Species of New World Piper: (a) P. marginatum (sect. Pothomorphe) a common, sometimes weedy species found throughout the Neotropics; (b) P. nudilimbum, with its palmate leaf venation and globose inflorescence, is one of the most an unusual species of Piper - we don't yet know where this western Amazonian species fits into the phylogeny; (c) P. subscutatum (sect. Schilleria) is among the few Piper species with peltate leaves; and (d) the red leaf veins of P. lineolatifolium (sect. Radula) make this one of the more striking Piper species in the lowlands of Ecuador and Peru.

Patterns of evolution and diversification

A phylogenetic framework in studies of evolution is a powerful tool for the evaluation of evolutionary trends in morphology, ecology, and life history traits.  My current phylogeny suggests that mutualistic associations with ants evolved independently two to four times within sect. Macrostachys (Tepe et al., 2004).  Our Piper-wide phylogeny has revealed that the two ant plants from Ecuador are members of two additional sections of Piper, indicating that ant-plant associations have evolved in at least three distantly related groups within Piper.  The evolution of exceptionally similar ant-associated plant traits in otherwise very different Piper species is a remarkable example of convergent evolution.

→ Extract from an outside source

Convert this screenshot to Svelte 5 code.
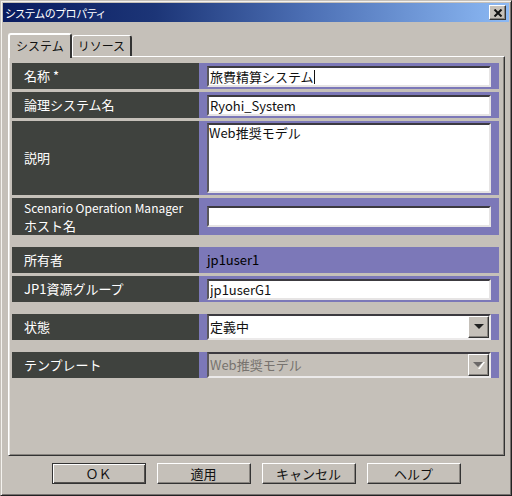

Phylogenies can also be used to test the timing of diversifications and biogeographic patterns.  Piper sect. Macrostachys has a distributional pattern similar to that observed in numerous neotropical lineages, making it a model group for studying the diversification of neotropical plants.  Mounting evidence indicates that, whereas the lineages themselves might be old, radiation of many Neotropical plant species are quite recent relative to the presumed age and long-term stability of the tropics (Smith et al., 2008).  Preliminary analyses indicate an origin of sect. Macrostachys in the northern Andes during the Miocene-Pliocene, possibly associated with the uplift of the northern Andes and Pleistocene climatic fluctuations, with radiation of most species in the past 2.5 million years.